== Exercise aim ==
Find every line with the word "components". Copy those lines.

>> start

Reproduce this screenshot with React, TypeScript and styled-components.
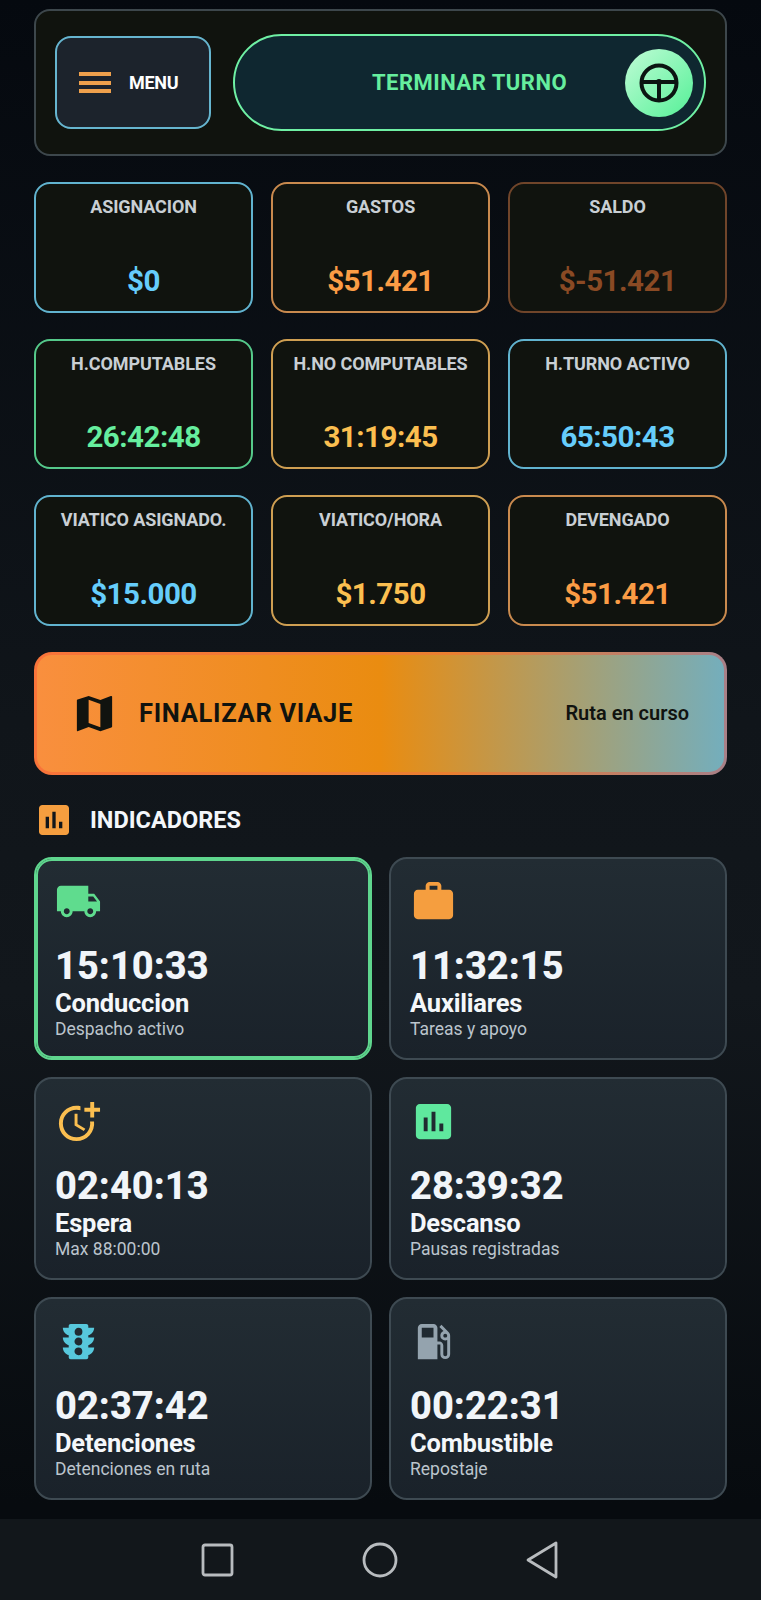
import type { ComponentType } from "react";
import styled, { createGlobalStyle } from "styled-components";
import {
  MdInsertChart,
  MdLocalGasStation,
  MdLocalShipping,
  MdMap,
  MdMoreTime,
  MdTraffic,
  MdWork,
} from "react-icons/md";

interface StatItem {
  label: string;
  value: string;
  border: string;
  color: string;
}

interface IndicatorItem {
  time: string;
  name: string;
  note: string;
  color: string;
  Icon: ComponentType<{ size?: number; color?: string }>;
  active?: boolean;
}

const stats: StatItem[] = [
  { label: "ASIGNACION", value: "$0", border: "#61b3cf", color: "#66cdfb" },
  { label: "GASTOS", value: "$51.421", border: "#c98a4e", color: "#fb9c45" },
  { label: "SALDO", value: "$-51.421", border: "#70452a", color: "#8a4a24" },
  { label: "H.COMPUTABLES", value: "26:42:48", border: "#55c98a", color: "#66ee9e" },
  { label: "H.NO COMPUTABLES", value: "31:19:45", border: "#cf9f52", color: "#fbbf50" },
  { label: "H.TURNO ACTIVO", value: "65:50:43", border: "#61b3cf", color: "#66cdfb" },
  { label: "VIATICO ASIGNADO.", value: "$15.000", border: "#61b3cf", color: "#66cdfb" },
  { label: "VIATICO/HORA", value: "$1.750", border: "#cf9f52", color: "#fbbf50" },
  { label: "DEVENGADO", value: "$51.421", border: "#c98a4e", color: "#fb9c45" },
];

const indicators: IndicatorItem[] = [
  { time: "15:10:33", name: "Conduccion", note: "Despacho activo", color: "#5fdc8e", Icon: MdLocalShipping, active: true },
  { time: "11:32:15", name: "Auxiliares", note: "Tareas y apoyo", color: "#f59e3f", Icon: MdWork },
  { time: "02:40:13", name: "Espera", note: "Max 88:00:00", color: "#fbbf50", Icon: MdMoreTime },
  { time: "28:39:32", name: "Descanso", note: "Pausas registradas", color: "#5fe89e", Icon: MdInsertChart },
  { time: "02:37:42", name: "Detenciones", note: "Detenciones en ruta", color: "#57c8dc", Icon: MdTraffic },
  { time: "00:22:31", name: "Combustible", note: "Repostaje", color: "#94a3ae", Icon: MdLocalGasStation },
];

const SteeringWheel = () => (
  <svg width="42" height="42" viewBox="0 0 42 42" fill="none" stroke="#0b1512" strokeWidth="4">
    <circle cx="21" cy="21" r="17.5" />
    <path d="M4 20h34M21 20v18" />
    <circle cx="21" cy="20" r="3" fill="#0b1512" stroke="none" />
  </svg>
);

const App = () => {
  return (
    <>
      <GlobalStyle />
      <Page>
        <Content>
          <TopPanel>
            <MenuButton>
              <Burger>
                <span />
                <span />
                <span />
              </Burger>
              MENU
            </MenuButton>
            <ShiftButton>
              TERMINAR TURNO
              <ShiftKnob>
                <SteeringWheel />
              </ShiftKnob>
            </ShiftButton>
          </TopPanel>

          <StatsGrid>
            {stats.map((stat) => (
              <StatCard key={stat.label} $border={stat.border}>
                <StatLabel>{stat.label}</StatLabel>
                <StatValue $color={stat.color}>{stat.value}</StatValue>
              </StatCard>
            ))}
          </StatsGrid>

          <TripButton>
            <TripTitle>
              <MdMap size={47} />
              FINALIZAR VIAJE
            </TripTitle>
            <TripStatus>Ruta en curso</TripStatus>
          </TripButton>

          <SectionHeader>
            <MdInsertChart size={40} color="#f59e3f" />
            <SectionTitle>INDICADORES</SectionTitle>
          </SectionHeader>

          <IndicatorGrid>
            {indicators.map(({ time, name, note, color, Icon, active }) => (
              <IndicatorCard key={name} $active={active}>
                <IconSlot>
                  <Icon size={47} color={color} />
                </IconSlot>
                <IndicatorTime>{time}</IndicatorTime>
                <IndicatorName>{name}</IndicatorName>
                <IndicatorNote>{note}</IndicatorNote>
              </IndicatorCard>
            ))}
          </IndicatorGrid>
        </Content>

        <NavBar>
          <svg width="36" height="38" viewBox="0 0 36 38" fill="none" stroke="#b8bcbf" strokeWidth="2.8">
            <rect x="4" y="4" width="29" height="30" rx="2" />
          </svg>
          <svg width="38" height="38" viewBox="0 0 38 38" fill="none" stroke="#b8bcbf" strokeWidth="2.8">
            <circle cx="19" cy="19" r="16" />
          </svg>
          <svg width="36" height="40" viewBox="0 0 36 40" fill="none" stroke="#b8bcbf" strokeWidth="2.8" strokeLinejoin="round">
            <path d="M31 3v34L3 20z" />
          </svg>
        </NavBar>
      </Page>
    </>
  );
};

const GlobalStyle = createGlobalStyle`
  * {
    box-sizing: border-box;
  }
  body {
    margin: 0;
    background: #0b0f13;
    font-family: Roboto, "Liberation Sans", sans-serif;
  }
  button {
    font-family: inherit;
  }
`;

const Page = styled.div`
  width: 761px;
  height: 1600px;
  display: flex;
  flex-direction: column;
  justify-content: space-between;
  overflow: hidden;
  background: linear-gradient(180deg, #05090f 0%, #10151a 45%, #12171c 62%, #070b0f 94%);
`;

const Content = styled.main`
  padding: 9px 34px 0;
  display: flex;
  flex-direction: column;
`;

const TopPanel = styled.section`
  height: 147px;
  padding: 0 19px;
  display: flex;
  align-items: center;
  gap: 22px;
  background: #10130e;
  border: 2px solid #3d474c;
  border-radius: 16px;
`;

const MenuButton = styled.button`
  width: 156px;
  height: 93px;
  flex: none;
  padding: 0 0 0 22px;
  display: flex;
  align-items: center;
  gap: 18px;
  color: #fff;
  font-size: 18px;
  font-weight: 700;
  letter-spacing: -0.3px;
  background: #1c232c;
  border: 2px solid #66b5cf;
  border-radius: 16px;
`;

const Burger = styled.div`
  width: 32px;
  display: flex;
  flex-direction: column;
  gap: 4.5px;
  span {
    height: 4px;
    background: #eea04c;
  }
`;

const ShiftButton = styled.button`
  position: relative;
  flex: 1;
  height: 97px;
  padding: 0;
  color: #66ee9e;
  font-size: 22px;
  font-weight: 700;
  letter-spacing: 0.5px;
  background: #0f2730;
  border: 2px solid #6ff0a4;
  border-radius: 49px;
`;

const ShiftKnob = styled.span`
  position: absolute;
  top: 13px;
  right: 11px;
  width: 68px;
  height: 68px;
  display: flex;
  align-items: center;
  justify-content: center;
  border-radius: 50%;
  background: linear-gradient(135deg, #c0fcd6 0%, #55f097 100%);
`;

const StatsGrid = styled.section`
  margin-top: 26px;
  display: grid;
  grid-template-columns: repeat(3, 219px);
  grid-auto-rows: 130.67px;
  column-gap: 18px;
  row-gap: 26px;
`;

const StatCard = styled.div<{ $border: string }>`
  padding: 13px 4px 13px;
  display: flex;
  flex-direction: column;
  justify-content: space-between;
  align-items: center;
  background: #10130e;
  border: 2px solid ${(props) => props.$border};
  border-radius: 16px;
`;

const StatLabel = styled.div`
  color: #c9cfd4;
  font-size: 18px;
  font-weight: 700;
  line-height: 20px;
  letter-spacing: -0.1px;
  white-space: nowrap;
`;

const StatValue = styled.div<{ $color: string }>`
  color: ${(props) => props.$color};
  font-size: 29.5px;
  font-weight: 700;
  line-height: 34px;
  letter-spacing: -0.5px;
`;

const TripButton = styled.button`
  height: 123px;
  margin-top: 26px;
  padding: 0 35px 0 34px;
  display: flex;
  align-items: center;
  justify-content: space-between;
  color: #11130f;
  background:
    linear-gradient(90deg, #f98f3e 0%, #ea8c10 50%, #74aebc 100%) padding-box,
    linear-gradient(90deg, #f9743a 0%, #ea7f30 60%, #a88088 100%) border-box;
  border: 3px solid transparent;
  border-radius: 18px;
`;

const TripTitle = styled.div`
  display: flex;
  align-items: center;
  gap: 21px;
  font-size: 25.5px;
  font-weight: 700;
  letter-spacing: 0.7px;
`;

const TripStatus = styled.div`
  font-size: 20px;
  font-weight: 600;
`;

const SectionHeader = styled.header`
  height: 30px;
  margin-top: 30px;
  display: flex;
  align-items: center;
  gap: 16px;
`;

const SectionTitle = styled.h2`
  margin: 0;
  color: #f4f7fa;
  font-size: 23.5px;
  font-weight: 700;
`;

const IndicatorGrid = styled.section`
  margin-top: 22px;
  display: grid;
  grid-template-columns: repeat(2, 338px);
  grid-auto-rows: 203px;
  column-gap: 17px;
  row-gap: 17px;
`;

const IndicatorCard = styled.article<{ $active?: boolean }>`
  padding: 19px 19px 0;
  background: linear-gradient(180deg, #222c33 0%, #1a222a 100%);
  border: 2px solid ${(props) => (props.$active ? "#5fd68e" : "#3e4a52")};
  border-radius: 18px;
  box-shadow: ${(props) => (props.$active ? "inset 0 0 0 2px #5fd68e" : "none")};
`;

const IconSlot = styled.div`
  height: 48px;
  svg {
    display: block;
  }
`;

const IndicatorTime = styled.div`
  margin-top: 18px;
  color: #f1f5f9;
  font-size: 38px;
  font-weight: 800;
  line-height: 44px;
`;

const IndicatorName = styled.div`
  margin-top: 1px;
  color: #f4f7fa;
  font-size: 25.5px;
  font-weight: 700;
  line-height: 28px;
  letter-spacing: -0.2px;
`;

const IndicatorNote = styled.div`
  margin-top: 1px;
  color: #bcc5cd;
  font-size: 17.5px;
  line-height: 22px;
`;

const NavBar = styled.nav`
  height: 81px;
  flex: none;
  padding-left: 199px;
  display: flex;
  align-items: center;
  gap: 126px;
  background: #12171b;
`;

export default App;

>> end

== Task response ==
Reproduce this screenshot with React, TypeScript and styled-components.
import styled, { createGlobalStyle } from "styled-components";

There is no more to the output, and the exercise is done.